Because the SOA was not an integrated document, the Court acknowledged that parol evidence might be considered. But the defendants offered no testimony or other evidence to support that Masada promised defendants the right to use the name, so there was no parol evidence to consider. The Court also refused to read an implied covenant into the contract because the defendants had not met the “heavy burden” of proving “that the particular unexpressed promise sought to be enforced is in fact implicit in the agreement viewed as a whole”7 — not merely that it would have been “more sensible” to include such a covenant. As the Court observed, “Basciano would have been wise to obtain rights to the Laugh Factory name and logo, [but] defendants have not shown that such a promise is necessarily implied in the agreement by which he bought out his business partner.”8 The defendants’ affirmative defense and related counterclaims were dismissed.
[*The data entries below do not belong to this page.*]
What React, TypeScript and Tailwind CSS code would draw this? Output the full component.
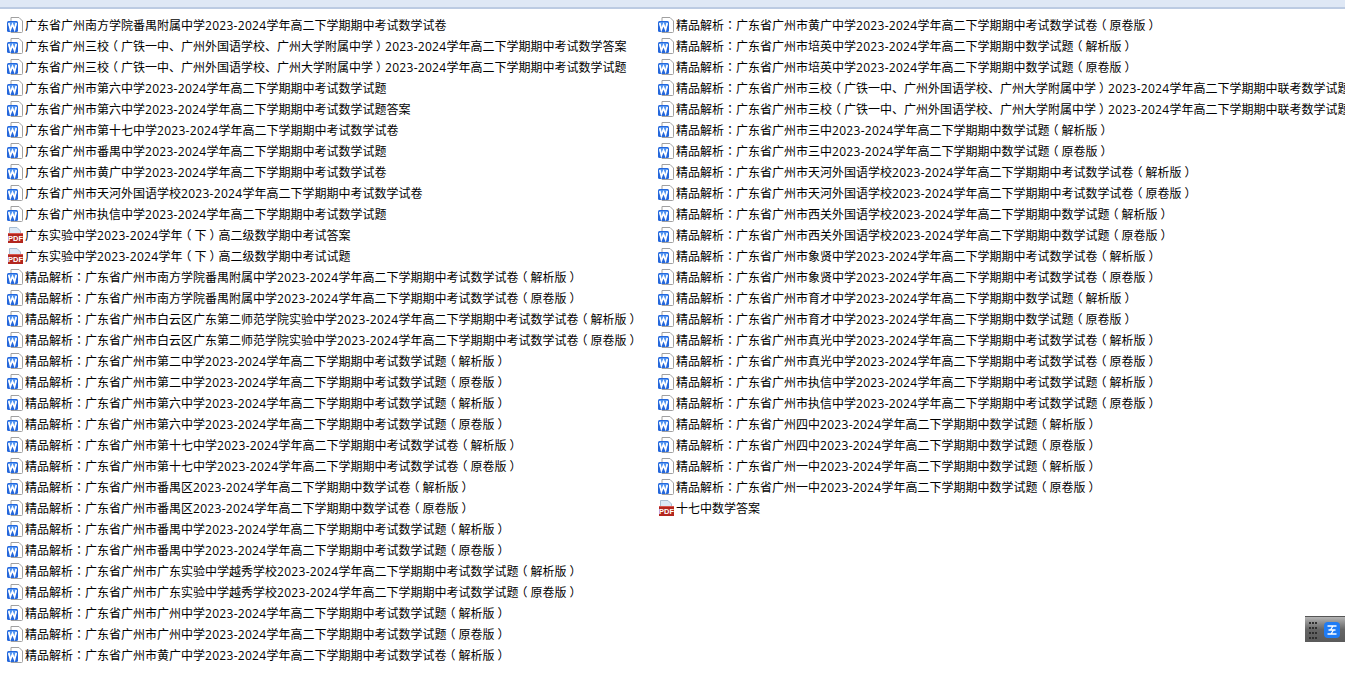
const Y = "2023-2024学年高二下学期期中";
const left: [string, string][] = [
  ["w", `广东省广州南方学院番禺附属中学${Y}考试数学试卷`],
  ["w", `广东省广州三校（广铁一中、广州外国语学校、广州大学附属中学）${Y}考试数学答案`],
  ["w", `广东省广州三校（广铁一中、广州外国语学校、广州大学附属中学）${Y}考试数学试题`],
  ["w", `广东省广州市第六中学${Y}考试数学试题`],
  ["w", `广东省广州市第六中学${Y}考试数学试题答案`],
  ["w", `广东省广州市第十七中学${Y}考试数学试卷`],
  ["w", `广东省广州市番禺中学${Y}考试数学试题`],
  ["w", `广东省广州市黄广中学${Y}考试数学试卷`],
  ["w", `广东省广州市天河外国语学校${Y}考试数学试卷`],
  ["w", `广东省广州市执信中学${Y}考试数学试题`],
  ["p", "广东实验中学2023-2024学年（下）高二级数学期中考试答案"],
  ["p", "广东实验中学2023-2024学年（下）高二级数学期中考试试题"],
  ["w", `精品解析：广东省广州市南方学院番禺附属中学${Y}考试数学试卷（解析版）`],
  ["w", `精品解析：广东省广州市南方学院番禺附属中学${Y}考试数学试卷（原卷版）`],
  ["w", `精品解析：广东省广州市白云区广东第二师范学院实验中学${Y}考试数学试卷（解析版）`],
  ["w", `精品解析：广东省广州市白云区广东第二师范学院实验中学${Y}考试数学试卷（原卷版）`],
  ["w", `精品解析：广东省广州市第二中学${Y}考试数学试题（解析版）`],
  ["w", `精品解析：广东省广州市第二中学${Y}考试数学试题（原卷版）`],
  ["w", `精品解析：广东省广州市第六中学${Y}考试数学试题（解析版）`],
  ["w", `精品解析：广东省广州市第六中学${Y}考试数学试题（原卷版）`],
  ["w", `精品解析：广东省广州市第十七中学${Y}考试数学试卷（解析版）`],
  ["w", `精品解析：广东省广州市第十七中学${Y}考试数学试卷（原卷版）`],
  ["w", `精品解析：广东省广州市番禺区${Y}数学试卷（解析版）`],
  ["w", `精品解析：广东省广州市番禺区${Y}数学试卷（原卷版）`],
  ["w", `精品解析：广东省广州市番禺中学${Y}考试数学试题（解析版）`],
  ["w", `精品解析：广东省广州市番禺中学${Y}考试数学试题（原卷版）`],
  ["w", `精品解析：广东省广州市广东实验中学越秀学校${Y}考试数学试题（解析版）`],
  ["w", `精品解析：广东省广州市广东实验中学越秀学校${Y}考试数学试题（原卷版）`],
  ["w", `精品解析：广东省广州市广州中学${Y}考试数学试题（解析版）`],
  ["w", `精品解析：广东省广州市广州中学${Y}考试数学试题（原卷版）`],
  ["w", `精品解析：广东省广州市黄广中学${Y}考试数学试卷（解析版）`],
];
const right: [string, string][] = [
  ["w", `精品解析：广东省广州市黄广中学${Y}考试数学试卷（原卷版）`],
  ["w", `精品解析：广东省广州市培英中学${Y}数学试题（解析版）`],
  ["w", `精品解析：广东省广州市培英中学${Y}数学试题（原卷版）`],
  ["w", `精品解析：广东省广州市三校（广铁一中、广州外国语学校、广州大学附属中学）${Y}联考数学试题（解析版）`],
  ["w", `精品解析：广东省广州市三校（广铁一中、广州外国语学校、广州大学附属中学）${Y}联考数学试题（原卷版）`],
  ["w", `精品解析：广东省广州市三中${Y}数学试题（解析版）`],
  ["w", `精品解析：广东省广州市三中${Y}数学试题（原卷版）`],
  ["w", `精品解析：广东省广州市天河外国语学校${Y}考试数学试卷（解析版）`],
  ["w", `精品解析：广东省广州市天河外国语学校${Y}考试数学试卷（原卷版）`],
  ["w", `精品解析：广东省广州市西关外国语学校${Y}数学试题（解析版）`],
  ["w", `精品解析：广东省广州市西关外国语学校${Y}数学试题（原卷版）`],
  ["w", `精品解析：广东省广州市象贤中学${Y}考试数学试卷（解析版）`],
  ["w", `精品解析：广东省广州市象贤中学${Y}考试数学试卷（原卷版）`],
  ["w", `精品解析：广东省广州市育才中学${Y}数学试题（解析版）`],
  ["w", `精品解析：广东省广州市育才中学${Y}数学试题（原卷版）`],
  ["w", `精品解析：广东省广州市真光中学${Y}考试数学试卷（解析版）`],
  ["w", `精品解析：广东省广州市真光中学${Y}考试数学试卷（原卷版）`],
  ["w", `精品解析：广东省广州市执信中学${Y}考试数学试题（解析版）`],
  ["w", `精品解析：广东省广州市执信中学${Y}考试数学试题（原卷版）`],
  ["w", `精品解析：广东省广州四中${Y}数学试题（解析版）`],
  ["w", `精品解析：广东省广州四中${Y}数学试题（原卷版）`],
  ["w", `精品解析：广东省广州一中${Y}数学试题（解析版）`],
  ["w", `精品解析：广东省广州一中${Y}数学试题（原卷版）`],
  ["p", "十七中数学答案"],
];

function WordIcon() {
  return (
    <svg width="16" height="16" viewBox="0 0 16 16" className="-mt-[1px] shrink-0">
      <path d="M4 0.5H12L15.5 4V14.5Q15.5 15.5 14.5 15.5H4Z" fill="#fff" stroke="#a0a0a0" />
      <rect x="0" y="4" width="11" height="11" rx="1.5" fill="#2467dc" />
      <rect x="1" y="5" width="9" height="4" rx="1" fill="#4f93f2" />
      <path d="M1.8 6L3.4 12.6L5.5 7.5L7.6 12.6L9.2 6" fill="none" stroke="#fff" strokeWidth="1.7" />
    </svg>
  );
}

function PdfIcon() {
  return (
    <svg width="16" height="16" viewBox="0 0 16 16" className="-mt-[1px] shrink-0">
      <path d="M2.5 0.5H10L13.5 4V7H2.5Z" fill="#dce9f6" stroke="#a9bdd2" />
      <rect x="1" y="6" width="15" height="10" fill="#b3261e" />
      <rect x="1" y="6" width="15" height="1" fill="#d9564d" />
      <text x="8.5" y="14" textAnchor="middle" fontSize="7.5" fontWeight="700" fill="#fff" fontFamily="Liberation Sans, sans-serif">PDF</text>
    </svg>
  );
}

function Label({ text }: { text: string }) {
  const parts = text.split(/(2023-2024|（|）|：)/);
  return (
    <a className="-mt-[2px] ml-[2px] text-black">
      {parts.map((p, i) => {
        if (p === "2023-2024") return <span key={i} className="font-['Open_Sans',sans-serif] tracking-[0.29px]">{p}</span>;
        if (p === "（") return <span key={i} className="inline-block w-[12px] indent-[-3px]">{p}</span>;
        if (p === "）") return <span key={i} className="inline-block w-[12px] indent-[3px]">{p}</span>;
        if (p === "：") return <span key={i} className="font-['Noto_Sans_CJK_JP',sans-serif]">{p}</span>;
        return p;
      })}
    </a>
  );
}

function FileList({ items, className }: { items: [string, string][]; className: string }) {
  return (
    <ul className={className}>
      {items.map(([kind, text], i) => (
        <li key={i} className="flex h-[21px] items-center whitespace-nowrap">
          {kind === "w" ? <WordIcon /> : <PdfIcon />}
          <Label text={text} />
        </li>
      ))}
    </ul>
  );
}

export default function App() {
  return (
    <div className="relative h-[679px] w-[1345px] overflow-hidden bg-white font-['Noto_Sans_CJK_SC',sans-serif] text-[12px] leading-[21px]">
      <div className="h-[9px] border-b-2 border-[#bccbe2] bg-[#dfe8f5]" />
      <div className="flex pt-[6px]">
        <FileList items={left} className="w-[651px] shrink-0 pl-[7px]" />
        <FileList items={right} className="pl-[7px]" />
      </div>
      <div className="absolute left-[1305px] top-[616px] flex h-[26px] w-[40px] items-center gap-[7px] border-t border-[#555] bg-gradient-to-b from-[#b5b5b5] via-[#666] to-[#5a5a5a] pl-[4px]">
        <svg width="8" height="18" viewBox="0 0 8 18" className="shrink-0">
          {[1, 6, 11, 16].map((y) =>
            [0, 3, 6].map((x) => <rect key={`${x}-${y}`} x={x} y={y} width="2" height="2" fill="#2f2f2f" />)
          )}
        </svg>
        <svg width="16" height="16" viewBox="0 0 16 16" className="shrink-0">
          <rect width="16" height="16" rx="4" fill="#1f7cf5" />
          <path d="M3.5 4H12.5M4.5 8H11.5M3.5 12H12.5M9 4L6.5 8H9.5L7 12" fill="none" stroke="#fff" strokeWidth="1.3" />
        </svg>
      </div>
    </div>
  );
}
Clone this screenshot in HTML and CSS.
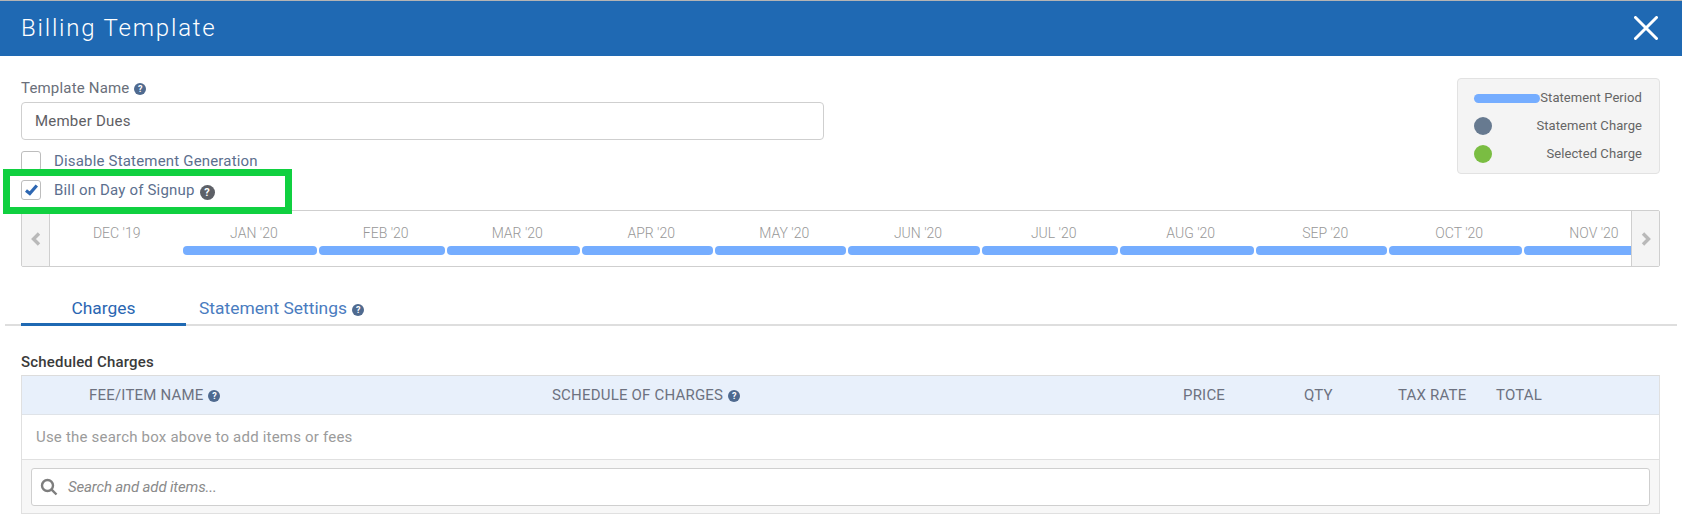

According to a press release from three months after the decision, the parties exchanged apologies and settled.

ENDNOTES

1 ____F.3d ____, 2010 WL 324526, 93 U.S.P.Q. 1599 (1st Cir. 2010).

2 Some of the facts presented here are drawn from an earlier related decision: Latin American Music Co., Inc. v. The Archdiocese of San Juan, 499 F.3d 32 (1st Cir. 2007), cert. denied, 128 S.Ct. 1232 (2008).

3 See, Italian & French Wine Company of Buffalo, Inc. v. Negociants U.S.A., Inc., 842 F. Supp. 693 (W.D.N.Y. 1993) cited in theASCAP case, and the cases it cites in turn.

4 17 U.S.C. §204(a).

5 17 U.S.C §203.

6 In the case of grants covering the right of publication, the five-year window opens at the end of 35 years from the date of publication of the work or at the end of 40 years from the date of execution of the grant, whichever is earlier.

7 The Court quoted DBT GmbH v. J.L. Min. Co., 544 F. Supp. 2d, 364, 384 (S.D.N.Y. 2008).

8 The Court’s disposition of summary judgment motions relating to other claims and defenses will not be recounted here.